> Problem description
For the data below, work out how many lines include the string "self" and report only the number.

> Provided entries

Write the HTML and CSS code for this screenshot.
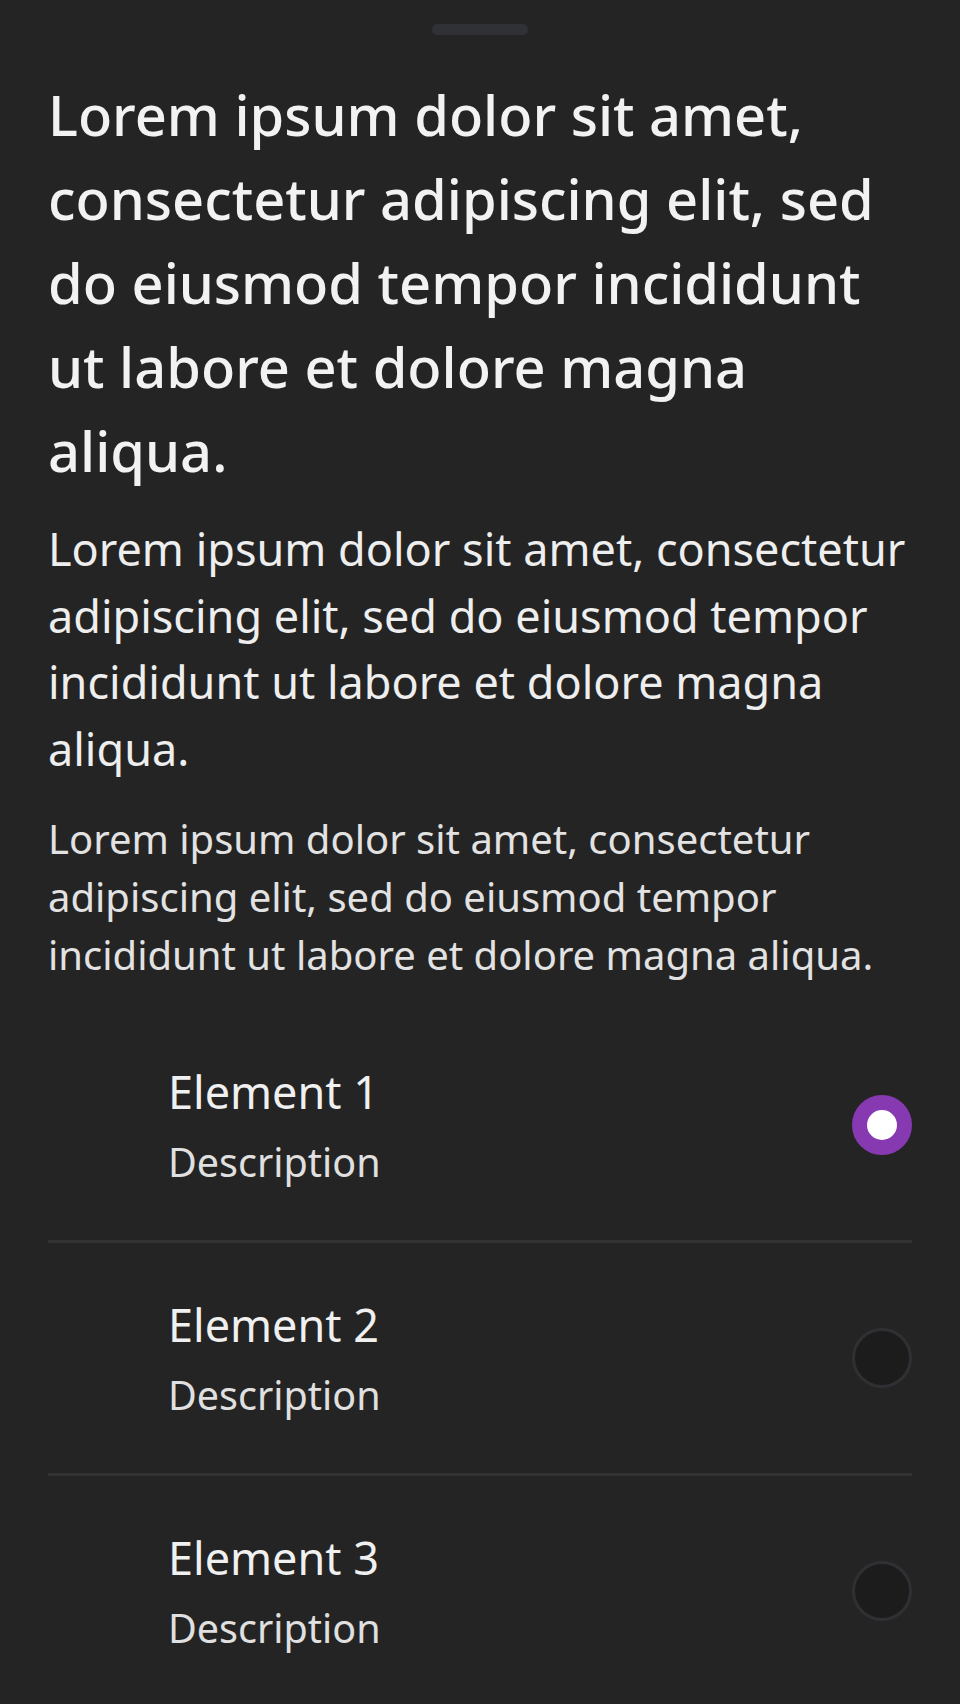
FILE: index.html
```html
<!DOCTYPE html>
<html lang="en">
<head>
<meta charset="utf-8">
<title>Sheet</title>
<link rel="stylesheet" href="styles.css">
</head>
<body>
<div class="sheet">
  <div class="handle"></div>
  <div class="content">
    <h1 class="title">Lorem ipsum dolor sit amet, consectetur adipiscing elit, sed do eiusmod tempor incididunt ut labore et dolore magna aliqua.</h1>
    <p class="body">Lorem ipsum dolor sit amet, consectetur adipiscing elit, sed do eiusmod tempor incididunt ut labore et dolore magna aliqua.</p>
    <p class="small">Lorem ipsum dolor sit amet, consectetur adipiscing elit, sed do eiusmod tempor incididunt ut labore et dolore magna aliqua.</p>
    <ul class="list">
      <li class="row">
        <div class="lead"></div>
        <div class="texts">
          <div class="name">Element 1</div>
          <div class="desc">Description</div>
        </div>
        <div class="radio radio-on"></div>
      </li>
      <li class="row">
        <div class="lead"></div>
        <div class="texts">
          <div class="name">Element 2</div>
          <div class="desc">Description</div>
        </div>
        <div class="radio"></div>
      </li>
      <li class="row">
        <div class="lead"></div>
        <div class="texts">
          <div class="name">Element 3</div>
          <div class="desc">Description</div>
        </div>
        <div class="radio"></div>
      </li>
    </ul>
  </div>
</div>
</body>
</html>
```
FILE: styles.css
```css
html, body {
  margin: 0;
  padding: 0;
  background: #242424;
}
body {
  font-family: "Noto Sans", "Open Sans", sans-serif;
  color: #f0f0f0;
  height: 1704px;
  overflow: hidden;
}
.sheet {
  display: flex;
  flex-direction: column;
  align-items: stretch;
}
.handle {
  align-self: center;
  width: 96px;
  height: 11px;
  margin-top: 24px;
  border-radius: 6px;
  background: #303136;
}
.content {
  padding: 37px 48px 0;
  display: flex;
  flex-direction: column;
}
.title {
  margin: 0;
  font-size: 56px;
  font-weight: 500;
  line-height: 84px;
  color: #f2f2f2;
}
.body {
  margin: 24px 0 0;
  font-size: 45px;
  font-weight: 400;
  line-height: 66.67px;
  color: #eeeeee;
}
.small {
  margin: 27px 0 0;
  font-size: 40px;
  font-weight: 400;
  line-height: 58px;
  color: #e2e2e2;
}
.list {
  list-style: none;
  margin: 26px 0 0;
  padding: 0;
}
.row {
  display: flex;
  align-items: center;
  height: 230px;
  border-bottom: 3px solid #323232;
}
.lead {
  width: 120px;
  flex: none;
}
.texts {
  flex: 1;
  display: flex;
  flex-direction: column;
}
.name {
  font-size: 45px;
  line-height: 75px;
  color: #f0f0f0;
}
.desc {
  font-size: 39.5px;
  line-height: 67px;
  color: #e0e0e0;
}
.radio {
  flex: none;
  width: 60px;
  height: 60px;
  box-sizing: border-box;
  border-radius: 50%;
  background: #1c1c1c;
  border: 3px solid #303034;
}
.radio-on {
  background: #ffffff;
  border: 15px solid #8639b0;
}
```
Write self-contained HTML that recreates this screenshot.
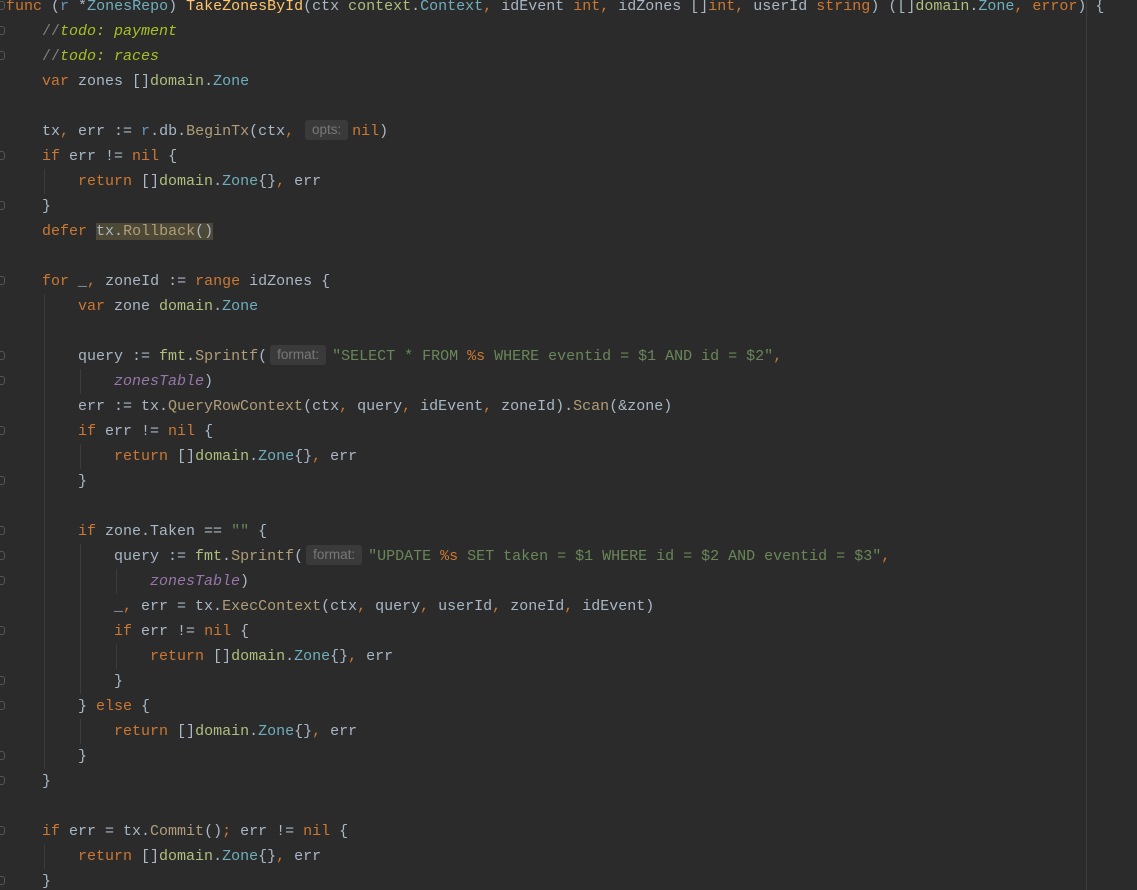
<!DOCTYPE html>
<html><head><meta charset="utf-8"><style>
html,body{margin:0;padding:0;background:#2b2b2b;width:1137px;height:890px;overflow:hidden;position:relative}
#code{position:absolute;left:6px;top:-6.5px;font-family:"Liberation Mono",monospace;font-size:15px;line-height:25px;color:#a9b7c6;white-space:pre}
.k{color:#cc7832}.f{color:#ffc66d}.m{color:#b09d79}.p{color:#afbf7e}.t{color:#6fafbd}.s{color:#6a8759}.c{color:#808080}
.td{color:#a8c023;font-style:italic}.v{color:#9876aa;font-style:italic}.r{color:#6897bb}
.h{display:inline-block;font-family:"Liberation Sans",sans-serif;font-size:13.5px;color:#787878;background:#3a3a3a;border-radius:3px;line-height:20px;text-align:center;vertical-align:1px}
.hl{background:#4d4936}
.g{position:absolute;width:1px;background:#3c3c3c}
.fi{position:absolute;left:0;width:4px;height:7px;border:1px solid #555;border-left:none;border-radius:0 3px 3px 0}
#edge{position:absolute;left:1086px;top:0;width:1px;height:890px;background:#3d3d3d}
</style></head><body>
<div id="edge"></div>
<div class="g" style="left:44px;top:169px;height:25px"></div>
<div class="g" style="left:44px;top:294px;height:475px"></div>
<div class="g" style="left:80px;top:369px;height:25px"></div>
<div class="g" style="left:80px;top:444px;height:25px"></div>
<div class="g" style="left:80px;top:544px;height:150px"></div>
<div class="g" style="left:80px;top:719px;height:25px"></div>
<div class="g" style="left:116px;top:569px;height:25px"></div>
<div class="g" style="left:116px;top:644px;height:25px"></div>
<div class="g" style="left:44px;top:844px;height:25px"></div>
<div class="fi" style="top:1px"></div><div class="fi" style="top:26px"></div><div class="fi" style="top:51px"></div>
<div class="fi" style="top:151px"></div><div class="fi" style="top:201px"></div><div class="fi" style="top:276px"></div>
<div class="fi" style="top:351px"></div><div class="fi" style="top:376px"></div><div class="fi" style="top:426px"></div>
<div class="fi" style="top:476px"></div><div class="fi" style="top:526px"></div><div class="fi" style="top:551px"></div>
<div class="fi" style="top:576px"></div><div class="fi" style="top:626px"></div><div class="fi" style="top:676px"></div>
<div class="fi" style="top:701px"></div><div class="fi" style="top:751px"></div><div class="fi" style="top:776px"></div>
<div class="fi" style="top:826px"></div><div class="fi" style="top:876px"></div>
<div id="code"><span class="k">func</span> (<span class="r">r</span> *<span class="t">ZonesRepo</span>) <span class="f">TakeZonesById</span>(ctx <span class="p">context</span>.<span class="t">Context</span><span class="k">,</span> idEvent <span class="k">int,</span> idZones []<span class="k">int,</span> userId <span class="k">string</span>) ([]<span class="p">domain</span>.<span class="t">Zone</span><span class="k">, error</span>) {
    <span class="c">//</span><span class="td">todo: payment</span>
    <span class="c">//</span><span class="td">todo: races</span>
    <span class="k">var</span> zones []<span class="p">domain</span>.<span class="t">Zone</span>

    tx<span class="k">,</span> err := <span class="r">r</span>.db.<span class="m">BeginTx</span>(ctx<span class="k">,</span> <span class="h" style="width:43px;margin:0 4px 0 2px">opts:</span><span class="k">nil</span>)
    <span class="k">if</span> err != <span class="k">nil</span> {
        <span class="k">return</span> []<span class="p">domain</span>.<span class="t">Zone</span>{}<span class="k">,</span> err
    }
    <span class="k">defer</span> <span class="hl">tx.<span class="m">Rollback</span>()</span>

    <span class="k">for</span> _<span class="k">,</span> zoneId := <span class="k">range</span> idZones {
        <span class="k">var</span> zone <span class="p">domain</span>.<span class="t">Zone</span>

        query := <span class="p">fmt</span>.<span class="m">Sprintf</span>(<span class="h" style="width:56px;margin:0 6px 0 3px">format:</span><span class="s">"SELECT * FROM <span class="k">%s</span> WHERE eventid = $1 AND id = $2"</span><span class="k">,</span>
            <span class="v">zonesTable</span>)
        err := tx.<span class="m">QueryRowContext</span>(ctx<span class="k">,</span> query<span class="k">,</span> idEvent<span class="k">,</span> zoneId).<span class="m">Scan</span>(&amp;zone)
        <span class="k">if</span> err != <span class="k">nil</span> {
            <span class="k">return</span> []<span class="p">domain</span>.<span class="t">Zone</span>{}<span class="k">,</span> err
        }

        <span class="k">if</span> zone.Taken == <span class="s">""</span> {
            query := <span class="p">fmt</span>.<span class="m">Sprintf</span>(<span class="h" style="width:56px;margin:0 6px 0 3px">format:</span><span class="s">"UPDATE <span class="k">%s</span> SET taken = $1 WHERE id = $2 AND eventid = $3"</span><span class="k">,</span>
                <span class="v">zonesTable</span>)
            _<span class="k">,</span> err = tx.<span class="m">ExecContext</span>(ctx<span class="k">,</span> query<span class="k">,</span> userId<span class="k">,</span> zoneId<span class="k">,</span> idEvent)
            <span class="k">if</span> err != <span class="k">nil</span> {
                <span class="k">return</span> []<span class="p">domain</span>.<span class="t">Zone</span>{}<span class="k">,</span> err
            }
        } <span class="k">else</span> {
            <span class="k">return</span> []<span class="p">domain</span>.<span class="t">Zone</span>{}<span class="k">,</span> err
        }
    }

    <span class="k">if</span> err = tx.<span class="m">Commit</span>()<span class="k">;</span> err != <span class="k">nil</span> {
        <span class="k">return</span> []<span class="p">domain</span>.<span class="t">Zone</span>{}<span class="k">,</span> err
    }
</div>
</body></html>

> Result
2